Такое понимание процесса формирования интересов несколько не совпадает с традиционным, как он представляется, например, в теориях трансформации, теориях «демократического транзита». Когда в этих теориях оценивается восточноевропейская, в частности российская, действительность последних двадцати лет, за многообразными аналитическими разделениями скрывается довольно простая и, в сущности, механистическая схема. Если следовать этой схеме, можно сделать вывод, будто при советском режиме существовали многообразные общественные интересы, которые режимом подавлялись, поэтому оставались невыраженными и нереализованными. Падение режима позволяет проявиться этим интересам. В соответствии с ними сложились (или по разным причинам не сумели, но должны суметь сложиться) политические партии и группы, совместными усилиями созидающие новый институциональный порядок.

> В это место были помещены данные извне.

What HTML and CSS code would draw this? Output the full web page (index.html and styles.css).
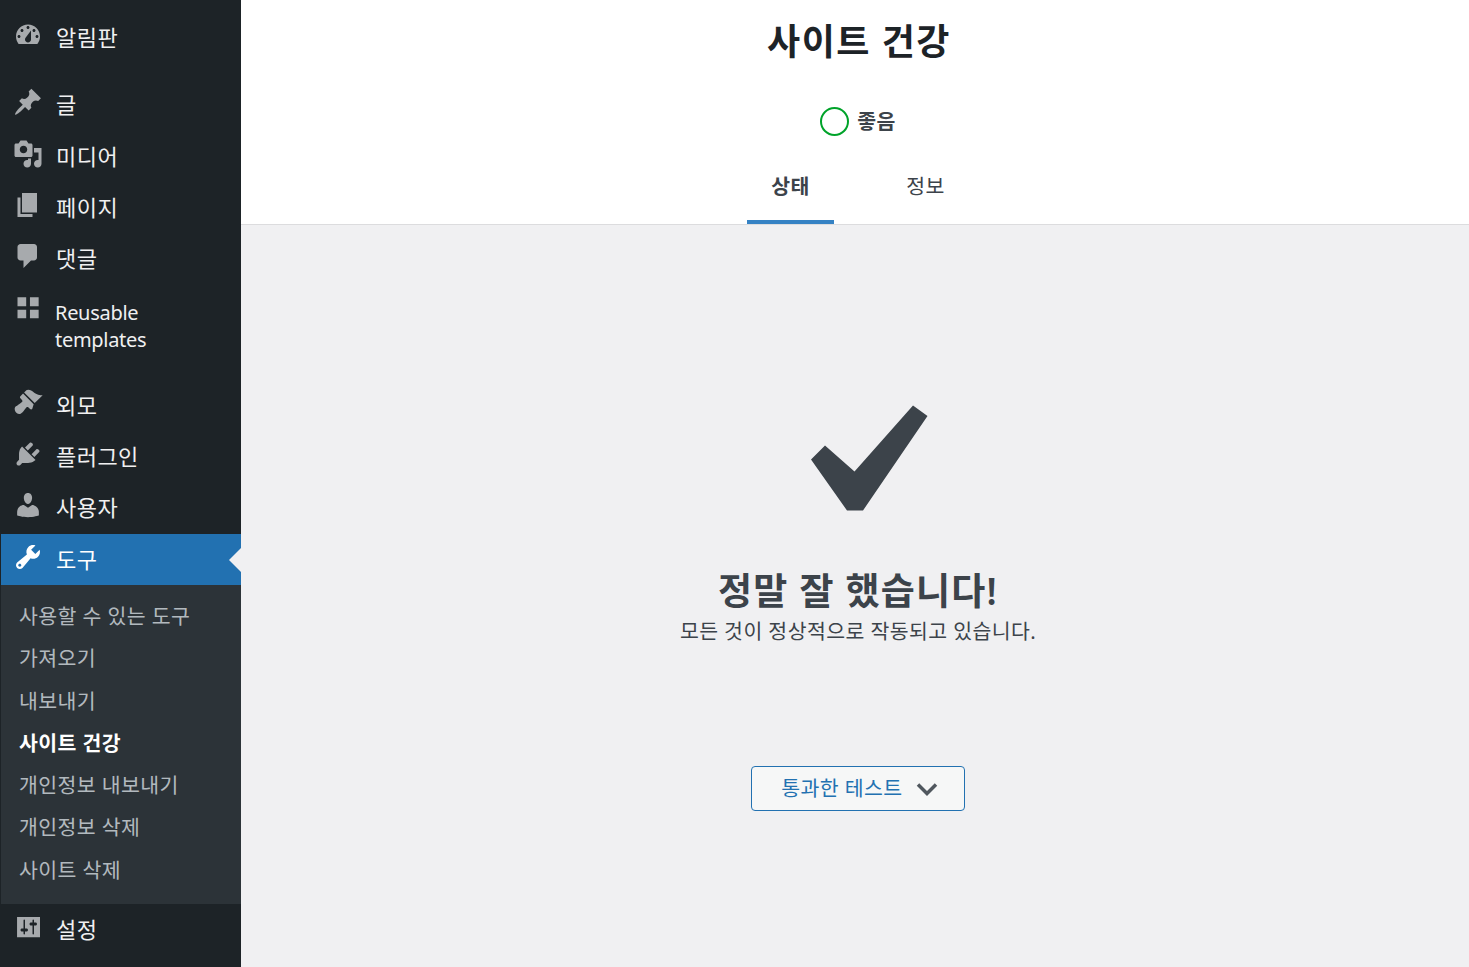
FILE: index.html
```html
<!DOCTYPE html>
<html lang="ko">
<head>
<meta charset="utf-8">
<title>사이트 건강</title>
<link rel="stylesheet" href="styles.css">
</head>
<body>
<div class="layout">
  <nav class="sidebar">
    <a class="item"><svg class="icon" viewBox="0 0 20 20"><path fill-rule="evenodd" d="M3.76 16h12.48c1.1-1.37 1.76-3.11 1.76-5 0-4.42-3.58-8-8-8s-8 3.58-8 8c0 1.89.66 3.63 1.76 5zM10 4c.55 0 1 .45 1 1s-.45 1-1 1-1-.45-1-1 .45-1 1-1zM6 6c.55 0 1 .45 1 1s-.45 1-1 1-1-.45-1-1 .45-1 1-1zm8 0c.55 0 1 .45 1 1s-.45 1-1 1-1-.45-1-1 .45-1 1-1zm-5.37 5.55L12 7v6c0 1.1-.9 2-2 2s-2-.9-2-2c0-.57.24-1.08.63-1.45zM4 10c.55 0 1 .45 1 1s-.45 1-1 1-1-.45-1-1 .45-1 1-1zm12 0c.55 0 1 .45 1 1s-.45 1-1 1-1-.45-1-1 .45-1 1-1z"/></svg><span>알림판</span></a>
    <a class="item sep-top item-extra"><svg class="icon" viewBox="0 0 20 20"><path d="M10.44 3.02l1.82-1.82 6.36 6.35-1.83 1.82c-1.05-.68-2.48-.57-3.41.36l-.75.75c-.92.93-1.04 2.35-.35 3.41l-1.83 1.82-2.41-2.41-2.8 2.79c-.42.42-3.38 2.71-3.8 2.29s1.86-3.39 2.28-3.81l2.79-2.79L4.1 9.36l1.83-1.82c1.05.69 2.48.57 3.4-.36l.75-.75c.93-.92 1.05-2.35.36-3.41z"/></svg><span>글</span></a>
    <a class="item"><svg class="icon" viewBox="0 0 20 20"><path fill-rule="evenodd" d="M13 11V4c0-.55-.45-1-1-1h-1.67L9 1H5L3.67 3H2c-.55 0-1 .45-1 1v7c0 .55.45 1 1 1h10c.55 0 1-.45 1-1zM7 4.5c1.38 0 2.5 1.12 2.5 2.5S8.38 9.5 7 9.5 4.5 8.38 4.5 7 5.62 4.5 7 4.5zM14 6h5v10.5c0 1.38-1.12 2.5-2.5 2.5S14 17.88 14 16.5s1.12-2.5 2.5-2.5c.17 0 .34.02.5.05V9h-3V6zm-4 8.05V13h2v3.5c0 1.38-1.12 2.5-2.5 2.5S7 17.88 7 16.5 8.12 14 9.5 14c.17 0 .34.02.5.05z"/></svg><span>미디어</span></a>
    <a class="item"><svg class="icon" viewBox="0 0 20 20"><path d="M6 15V2h10v13H6zm-1 1h8v2H3V5h2v11z"/></svg><span>페이지</span></a>
    <a class="item"><svg class="icon" viewBox="0 0 20 20"><path d="M5 2h9c1.1 0 2 .9 2 2v7c0 1.1-.9 2-2 2h-2l-5 5v-5H5c-1.1 0-2-.9-2-2V4c0-1.1.9-2 2-2z"/></svg><span>댓글</span></a>
    <a class="item item-tall"><svg class="icon" viewBox="0 0 20 20"><path d="M3 3.500h5.800v6H3zM11.300 3.500h5.800v6h-5.800zM3 11.800h5.800v5.700H3zM11.300 11.800h5.800v5.700h-5.800z"/></svg><span>Reusable<br>templates</span></a>
    <a class="item sep-top-wide"><svg class="icon" viewBox="0 0 20 20"><path d="M14.480 11.060L7.410 3.990l1.500-1.500c.5-.56 2.300-.47 3.510.32 1.210.8 1.430 1.280 2.910 2.100 1.180.64 2.450 1.260 4.450.85zm-.71.71L6.700 4.700 4.930 6.470c-.39.39-.39 1.020 0 1.410l1.060 1.060c.39.39.39 1.030 0 1.420-.6.6-1.430 1.110-2.210 1.690-.35.26-.7.53-1.010.84C1.430 13.230.91 14.400 1.200 15.700c.19.9.8 1.850 1.690 2.370.9.52 2.140.45 3.490-.9.31-.31.58-.66.84-1.010.58-.78 1.090-1.610 1.690-2.210.39-.39 1.030-.39 1.420 0l1.060 1.060c.39.39 1.020.39 1.410 0z" transform="translate(0 -1)"/></svg><span>외모</span></a>
    <a class="item"><svg class="icon" viewBox="0 0 20 20"><path d="M13.110 4.360L9.870 7.600 8 5.730l3.240-3.240c.35-.34 1.050-.2 1.560.32.52.51.66 1.210.31 1.550zm-8 1.770l.91-1.120 9.010 9.010-1.190.84c-.71.71-2.630 1.160-3.820 1.160H6.140L4.900 17.260c-.59.59-1.540.59-2.120 0-.59-.58-.59-1.530 0-2.120l1.240-1.240v-3.880c0-1.130.4-3.190 1.090-3.890zm7.260 3.970l3.240-3.240c.34-.35 1.040-.21 1.550.31.52.51.66 1.210.31 1.550l-3.240 3.250z"/></svg><span>플러그인</span></a>
    <a class="item item-extra"><svg class="icon" viewBox="0 0 20 20"><path d="M10 9.250c-2.270 0-2.730-3.440-2.730-3.440C7 4.020 7.820 2 9.970 2c2.160 0 2.980 2.020 2.710 3.810 0 0-.41 3.440-2.680 3.440zm0 2.570L12.720 10c2.390 0 4.520 2.330 4.520 4.530v2.490s-3.650 1.130-7.240 1.130c-3.650 0-7.240-1.130-7.240-1.130v-2.490c0-2.250 1.940-4.480 4.470-4.480z"/></svg><span>사용자</span></a>
    <a class="item item-active"><svg class="icon" viewBox="0 0 20 20"><path fill-rule="evenodd" d="M16.680 9.770c-1.340 1.340-3.300 1.670-4.950.99l-5.410 6.520c-.99.99-2.590.99-3.580 0s-.99-2.590 0-3.570l6.520-5.420c-.68-1.650-.35-3.610.99-4.950 1.280-1.280 3.120-1.620 4.720-1.060l-2.890 2.890 2.820 2.820 2.860-2.870c.53 1.580.18 3.390-1.080 4.650zM3.810 16.210c.4.39 1.040.39 1.430 0 .4-.4.4-1.040 0-1.430-.39-.4-1.030-.4-1.430 0-.39.39-.39 1.030 0 1.430z"/></svg><span>도구</span></a>
    <ul class="submenu">
      <li>사용할 수 있는 도구</li>
      <li>가져오기</li>
      <li>내보내기</li>
      <li class="sub-current">사이트 건강</li>
      <li>개인정보 내보내기</li>
      <li>개인정보 삭제</li>
      <li>사이트 삭제</li>
    </ul>
    <a class="item"><svg class="icon" viewBox="0 0 20 20"><path fill-rule="evenodd" d="M2.700 3.300h15.300v13.600H2.700zM8 11h1c.55 0 1 .45 1 1s-.45 1-1 1H8v1.500c0 .28-.22.5-.5.5s-.5-.22-.5-.5V13H6c-.55 0-1-.45-1-1s.45-1 1-1h1V5.500c0-.28.22-.5.5-.5s.5.22.5.5V11zm5-2h-1c-.55 0-1-.45-1-1s.45-1 1-1h1V5.500c0-.28.22-.5.5-.5s.5.22.5.5V7h1c.55 0 1 .45 1 1s-.45 1-1 1h-1v5.500c0 .28-.22.5-.5.5s-.5-.22-.5-.5V9z"/></svg><span>설정</span></a>
  </nav>
  <main class="main">
    <header class="header">
      <h1 class="title">사이트 건강</h1>
      <div class="status"><span class="ring"></span><span class="status-label">좋음</span></div>
      <div class="tabs">
        <a class="tab tab-active">상태</a>
        <a class="tab">정보</a>
      </div>
    </header>
    <section class="body">
      <svg class="check" viewBox="0 0 117 106"><path d="M102 0.500L116.500 11 52 105.500H36L0 54.500 14 40.500 43.500 66.500z"/></svg>
      <h2 class="done">정말 잘 했습니다!</h2>
      <p class="desc">모든 것이 정상적으로 작동되고 있습니다.</p>
      <button class="toggle" type="button"><span class="toggle-label">통과한 테스트</span><svg class="chev" viewBox="0 0 22 14"><path d="M2 2.500l9 9 9-9"/></svg></button>
    </section>
  </main>
</div>
</body>
</html>
```

FILE: styles.css
```css
* {
  box-sizing: border-box;
}

html,
body {
  margin: 0;
  height: 100%;
  overflow: hidden;
}

body {
  font-family: "Noto Sans", "Noto Sans CJK KR", sans-serif;
  color: #3c434a;
  background: #f0f0f2;
}

.layout {
  display: flex;
  height: 967px;
}

.sidebar {
  width: 241px;
  flex: none;
  padding-top: 12px;
  background: #1d2327;
}

.item {
  display: flex;
  align-items: flex-start;
  height: 51px;
  margin-left: 1px;
  padding: 8px 0 0 12px;
  color: #f0f0f1;
  font-size: 22px;
  line-height: 35px;
}

.item span {
  margin-left: 13px;
  letter-spacing: 0.450px;
}

.item-extra {
  height: 52px;
}

.icon {
  flex: none;
  width: 30px;
  height: 30px;
  fill: #a7aaad;
}

.sep-top {
  margin-top: 16px;
}

.sep-top-wide {
  margin-top: 18px;
}

.item-tall {
  height: 78px;
}

.item-tall span {
  margin-left: 12px;
  padding-top: 7px;
  font-size: 20px;
  line-height: 27px;
  letter-spacing: -0.300px;
}

.item-active {
  position: relative;
  background: #2271b1;
  color: #fff;
}

.item-active .icon {
  fill: #fff;
}

.item-active::after {
  content: "";
  position: absolute;
  right: 0;
  top: 14px;
  border: 12px solid transparent;
  border-left: 0;
  border-right-color: #f0f0f2;
}

.submenu {
  list-style: none;
  margin: 0 0 0 1px;
  padding: 11px 0 12px;
  background: #2c3338;
  color: rgba(240, 246, 252, 0.7);
  font-size: 20.500px;
  letter-spacing: 0.400px;
}

.submenu li {
  height: 42.300px;
  padding-left: 18px;
  line-height: 41px;
}

.sub-current {
  color: #fff;
  font-weight: 700;
}

.main {
  flex: 1;
  display: flex;
  flex-direction: column;
}

.header {
  display: flex;
  flex-direction: column;
  align-items: center;
  height: 225px;
  padding-left: 6px;
  background: #fff;
  border-bottom: 1px solid #dcdcde;
}

.title {
  margin: 14px 0 0;
  padding-left: 2px;
  color: #1d2327;
  font-size: 36px;
  font-weight: 600;
  line-height: 56px;
  letter-spacing: 1.500px;
}

.status {
  display: flex;
  align-items: center;
  margin-top: 35px;
  height: 32px;
  gap: 8px;
}

.ring {
  width: 29px;
  height: 29px;
  border: 2px solid #00a32a;
  border-radius: 50%;
}

.status-label {
  font-size: 20.500px;
  font-weight: 700;
  line-height: 31px;
  letter-spacing: 0.500px;
}

.tabs {
  display: flex;
  gap: 48px;
  margin-top: 35px;
  height: 52px;
}

.tab {
  display: block;
  width: 87px;
  text-align: center;
  font-size: 20.500px;
  line-height: 28px;
  letter-spacing: 0.500px;
}

.tab-active {
  border-bottom: 4px solid #3582c4;
  font-weight: 600;
}

.body {
  flex: 1;
  display: flex;
  flex-direction: column;
  align-items: center;
  padding-left: 6px;
}

.check {
  width: 117px;
  height: 106px;
  margin: 180px 0 0 22px;
  fill: #3c434a;
}

.done {
  margin: 57px 0 0;
  font-size: 37px;
  font-weight: 600;
  line-height: 45px;
  letter-spacing: 1.200px;
}

.desc {
  margin: 0;
  font-size: 20.500px;
  line-height: 36px;
  letter-spacing: 0.400px;
}

.toggle {
  display: flex;
  align-items: center;
  justify-content: center;
  gap: 13px;
  width: 214px;
  height: 45px;
  margin-top: 117px;
  padding: 0 0 0 3px;
  border: 1px solid #2271b1;
  border-radius: 4px;
  background: #f6f7f7;
  color: #2271b1;
  font: inherit;
  font-size: 20.500px;
}

.toggle-label {
  padding-bottom: 4px;
  letter-spacing: 0.400px;
}

.chev {
  width: 22px;
  height: 14px;
  fill: none;
  stroke: #50575e;
  stroke-width: 3.500;
}
```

Эта схема обнаруживает коренное логическое противоречие. Слом старой системы похоронил вместе с ней и имевшиеся в ее недрах – независимо от того, подавлялись ли они или находили реализацию – общественные интересы. Падение советского режима означало, по сути, тотальный культурный коллапс. Выжить не могло ничего, за исключением остатков той же советской культуры с интересами, характерными именно для нее, а не для предполагаемого нового будущего. Остается неясным вопрос: могла ли советская культура обеспечить преемственный переход к новым культурным формам? Но этот вопрос, интересный теоретически, не актуален для практики. Теоретически и практически актуален вопрос, как в обществе, находящемся в состоянии равенства, равнодушия и незаинтересованности, вызванной массовой утратой идентификаций, возникали новые интересы, новые социальные и политические силы, новые актеры, новые элиты, в конечном счете, новые структуры и институты. Из стремления объяснить их возникновение в условиях отсутствия преемственности и родилась концепция культурных инсценировок. Если следовать этой концепции, привычная перспектива видения оказывается перевернутой. Обычно представляется так: есть осознаваемая социальная позиция, из нее логически следует интерес, который презентируется. Согласно нашему взгляду, все происходит наоборот: сначала осуществляется презентация, благодаря ей рождается интерес, который затем «кристаллизуется» в объективное социальное и политическое образование. Эта концепция оказывается пригодной и для описания процессов становления групп, понимаемых как группы меньшинств в современных условиях, характеризуемых иногда как условия постмодерна.